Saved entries
....................

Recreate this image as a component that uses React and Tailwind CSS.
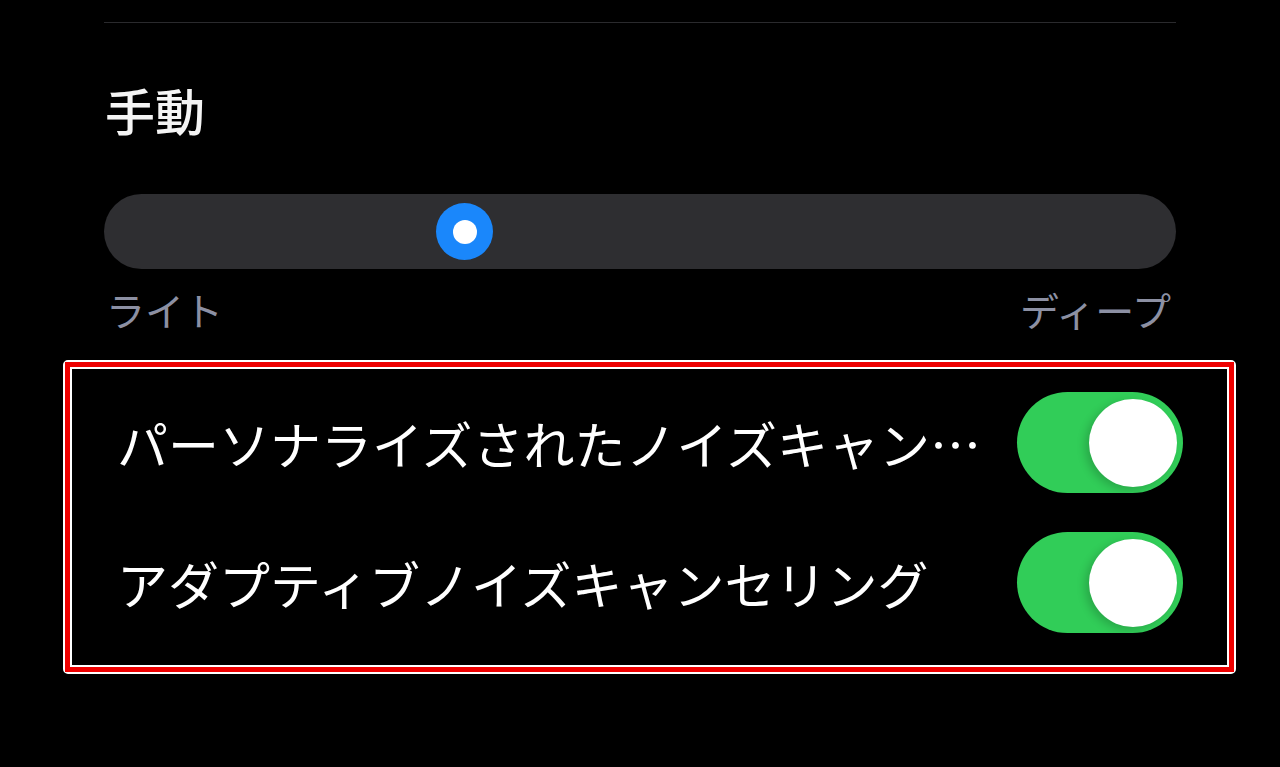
export default function App() {
  const font = { fontFamily: '"Noto Sans CJK JP", "Noto Sans", sans-serif' };

  const rows = [
    { label: "パーソナライズされたノイズキャンセリング", on: true },
    { label: "アダプティブノイズキャンセリング", on: true },
  ];

  return (
    <div className="min-h-[767px] w-[1280px] bg-black overflow-hidden" style={font}>
      <div className="pt-[22px] px-[104px]">
        <div className="h-px bg-[#2a2a2d]" />

        <h2 className="mt-[61px] ml-[1px] text-[50px] leading-[50px] font-medium text-[#f4f4f4]">
          手動
        </h2>

        <div className="mt-[60px] relative h-[75px] rounded-full bg-[#2e2e31]">
          <div className="absolute left-[332px] top-[9px] w-[57px] h-[57px] rounded-full bg-[#1a87fb] flex items-center justify-center">
            <div className="w-[24px] h-[24px] rounded-full bg-white" />
          </div>
        </div>

        <div className="mt-[21px] flex justify-between text-[39px] leading-[39px] text-[#8c90a3]">
          <span className="ml-[2px]">ライト</span>
          <span className="mr-[5px]">ディープ</span>
        </div>
      </div>

      <div className="mt-[31px] ml-[63px] w-[1173px] rounded-[5px] border-2 border-white">
        <div className="border-[5px] border-[#ee0000]">
          <div className="border-2 border-white pt-[23px] pb-[32px] pl-[45px] pr-[44px] flex flex-col gap-[39px]">
            {rows.map((row) => (
              <div key={row.label} className="flex items-center h-[101px] gap-[22px]">
                <span className="flex-1 min-w-0 truncate text-[51px] leading-[62px] text-white">
                  {row.label}
                </span>
                <div className="w-[166px] h-[101px] rounded-full bg-[#31cd58] flex items-center justify-end pr-[6px] shrink-0">
                  <div className="w-[88px] h-[88px] rounded-full bg-white shadow-[-4px_3px_8px_rgba(0,0,0,0.18)]" />
                </div>
              </div>
            ))}
          </div>
        </div>
      </div>
    </div>
  );
}
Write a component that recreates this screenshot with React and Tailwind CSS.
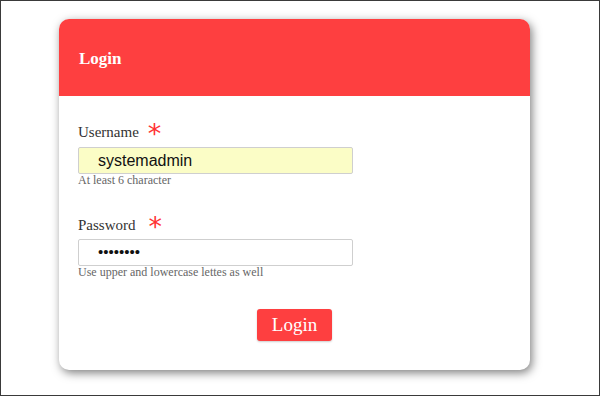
export default function App() {
  const serif = { fontFamily: '"Liberation Serif", "Times New Roman", serif' };
  return (
    <div className="w-[600px] h-[396px] bg-white border border-[#3a3a3a] box-border pl-[58px] pt-[18px]" style={serif}>
      <div className="w-[471px] h-[351px] bg-white rounded-[10px] shadow-[2px_3px_10px_rgba(0,0,0,0.5)] flex flex-col overflow-hidden">
        <div className="h-[77px] bg-[#fe3f40] flex items-center pl-[20px] pt-[1px]">
          <span className="text-white font-bold text-[17px] leading-none">Login</span>
        </div>
        <div className="flex flex-col pl-[19px] pt-[26px]">
          <div className="flex items-start h-[20px] text-[15px] leading-[20px] text-[#333]">
            <span>Username</span>
            <span className="ml-[9px] text-[#f33] text-[27px] leading-none relative -top-[2px]" style={{ fontFamily: '"DejaVu Sans", sans-serif' }}>*</span>
          </div>
          <div className="mt-[5px] w-[275px] h-[27px] bg-[#fbfdc6] border border-[#cfcfcf] rounded-[2px] flex items-center pl-[19px] text-[16px] text-[#111]" style={{ fontFamily: '"Liberation Sans", Arial, sans-serif' }}>
            systemadmin
          </div>
          <div className="text-[12px] leading-[13px] text-[#666]">At least 6 character</div>
          <div className="mt-[28px] flex items-start h-[20px] text-[15px] leading-[20px] text-[#333]">
            <span>Password</span>
            <span className="ml-[13px] text-[#f33] text-[27px] leading-none relative -top-[2px]" style={{ fontFamily: '"DejaVu Sans", sans-serif' }}>*</span>
          </div>
          <div className="mt-[4px] w-[275px] h-[27px] bg-white border border-[#cfcfcf] rounded-[2px] flex items-center pl-[19px] text-[15px] text-[#111]" style={{ fontFamily: '"Liberation Sans", Arial, sans-serif' }}>
            ••••••••
          </div>
          <div className="text-[12px] leading-[13px] text-[#666]">Use upper and lowercase lettes as well</div>
        </div>
        <div className="flex justify-center mt-[30px]">
          <button className="h-[32px] w-[75px] bg-[#fe3f40] text-white text-[19px] rounded-[3px] shadow-[0_1px_2px_rgba(0,0,0,0.2)] flex items-center justify-center" style={serif}>
            Login
          </button>
        </div>
      </div>
    </div>
  );
}
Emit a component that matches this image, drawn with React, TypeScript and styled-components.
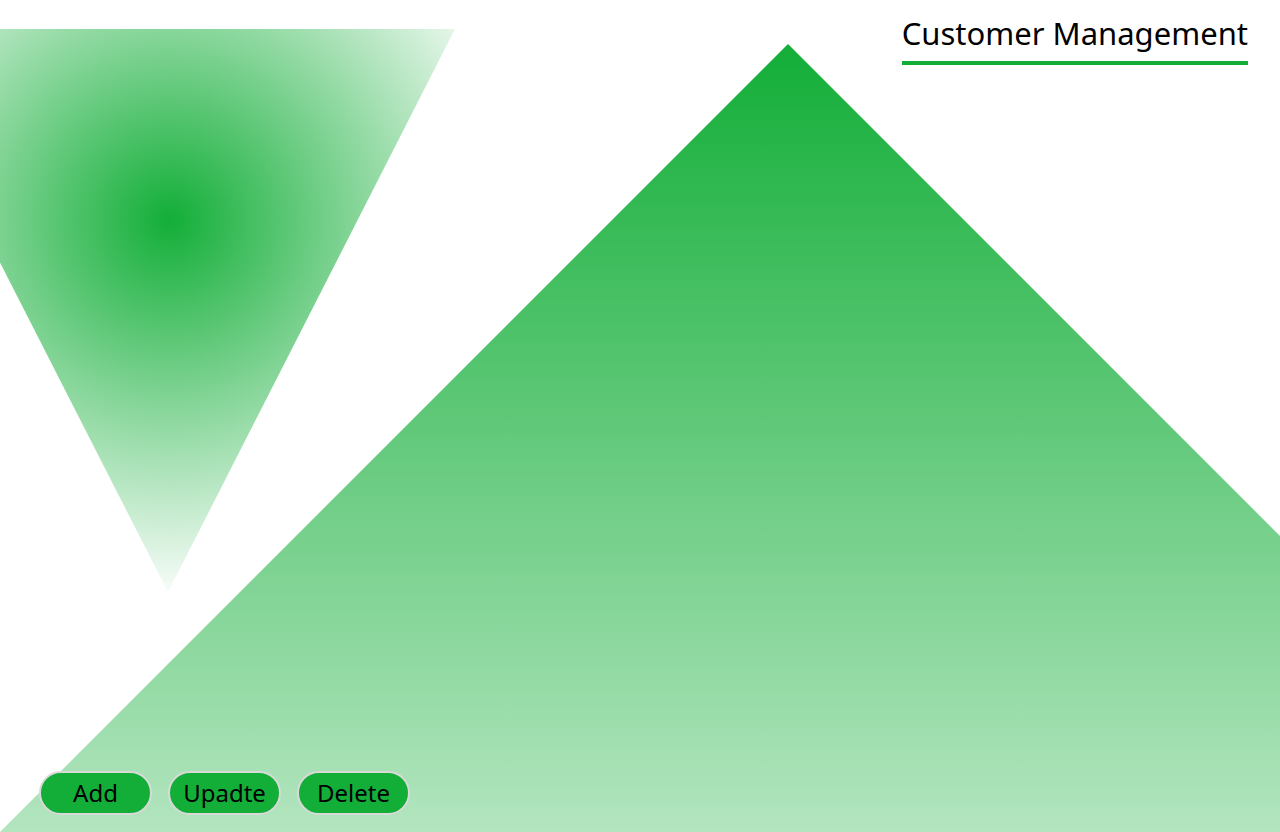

....................

WHAT THE TASK REQUIRES: All of the lines above should be retyped precisely, apart from the pictures.

RESPONSE TO THIS TASK:
Recreate this image as a component that uses React and Tailwind CSS.
export default function App() {
  const font = { fontFamily: '"Noto Sans CJK JP", "Noto Sans", sans-serif' };

  const rows = [
    { label: "パーソナライズされたノイズキャンセリング", on: true },
    { label: "アダプティブノイズキャンセリング", on: true },
  ];

  return (
    <div className="min-h-[767px] w-[1280px] bg-black overflow-hidden" style={font}>
      <div className="pt-[22px] px-[104px]">
        <div className="h-px bg-[#2a2a2d]" />

        <h2 className="mt-[61px] ml-[1px] text-[50px] leading-[50px] font-medium text-[#f4f4f4]">
          手動
        </h2>

        <div className="mt-[60px] relative h-[75px] rounded-full bg-[#2e2e31]">
          <div className="absolute left-[332px] top-[9px] w-[57px] h-[57px] rounded-full bg-[#1a87fb] flex items-center justify-center">
            <div className="w-[24px] h-[24px] rounded-full bg-white" />
          </div>
        </div>

        <div className="mt-[21px] flex justify-between text-[39px] leading-[39px] text-[#8c90a3]">
          <span className="ml-[2px]">ライト</span>
          <span className="mr-[5px]">ディープ</span>
        </div>
      </div>

      <div className="mt-[31px] ml-[63px] w-[1173px] rounded-[5px] border-2 border-white">
        <div className="border-[5px] border-[#ee0000]">
          <div className="border-2 border-white pt-[23px] pb-[32px] pl-[45px] pr-[44px] flex flex-col gap-[39px]">
            {rows.map((row) => (
              <div key={row.label} className="flex items-center h-[101px] gap-[22px]">
                <span className="flex-1 min-w-0 truncate text-[51px] leading-[62px] text-white">
                  {row.label}
                </span>
                <div className="w-[166px] h-[101px] rounded-full bg-[#31cd58] flex items-center justify-end pr-[6px] shrink-0">
                  <div className="w-[88px] h-[88px] rounded-full bg-white shadow-[-4px_3px_8px_rgba(0,0,0,0.18)]" />
                </div>
              </div>
            ))}
          </div>
        </div>
      </div>
    </div>
  );
}
Write a component that recreates this screenshot with React and Tailwind CSS.
export default function App() {
  const serif = { fontFamily: '"Liberation Serif", "Times New Roman", serif' };
  return (
    <div className="w-[600px] h-[396px] bg-white border border-[#3a3a3a] box-border pl-[58px] pt-[18px]" style={serif}>
      <div className="w-[471px] h-[351px] bg-white rounded-[10px] shadow-[2px_3px_10px_rgba(0,0,0,0.5)] flex flex-col overflow-hidden">
        <div className="h-[77px] bg-[#fe3f40] flex items-center pl-[20px] pt-[1px]">
          <span className="text-white font-bold text-[17px] leading-none">Login</span>
        </div>
        <div className="flex flex-col pl-[19px] pt-[26px]">
          <div className="flex items-start h-[20px] text-[15px] leading-[20px] text-[#333]">
            <span>Username</span>
            <span className="ml-[9px] text-[#f33] text-[27px] leading-none relative -top-[2px]" style={{ fontFamily: '"DejaVu Sans", sans-serif' }}>*</span>
          </div>
          <div className="mt-[5px] w-[275px] h-[27px] bg-[#fbfdc6] border border-[#cfcfcf] rounded-[2px] flex items-center pl-[19px] text-[16px] text-[#111]" style={{ fontFamily: '"Liberation Sans", Arial, sans-serif' }}>
            systemadmin
          </div>
          <div className="text-[12px] leading-[13px] text-[#666]">At least 6 character</div>
          <div className="mt-[28px] flex items-start h-[20px] text-[15px] leading-[20px] text-[#333]">
            <span>Password</span>
            <span className="ml-[13px] text-[#f33] text-[27px] leading-none relative -top-[2px]" style={{ fontFamily: '"DejaVu Sans", sans-serif' }}>*</span>
          </div>
          <div className="mt-[4px] w-[275px] h-[27px] bg-white border border-[#cfcfcf] rounded-[2px] flex items-center pl-[19px] text-[15px] text-[#111]" style={{ fontFamily: '"Liberation Sans", Arial, sans-serif' }}>
            ••••••••
          </div>
          <div className="text-[12px] leading-[13px] text-[#666]">Use upper and lowercase lettes as well</div>
        </div>
        <div className="flex justify-center mt-[30px]">
          <button className="h-[32px] w-[75px] bg-[#fe3f40] text-white text-[19px] rounded-[3px] shadow-[0_1px_2px_rgba(0,0,0,0.2)] flex items-center justify-center" style={serif}>
            Login
          </button>
        </div>
      </div>
    </div>
  );
}
Emit a component that matches this image, drawn with React, TypeScript and styled-components.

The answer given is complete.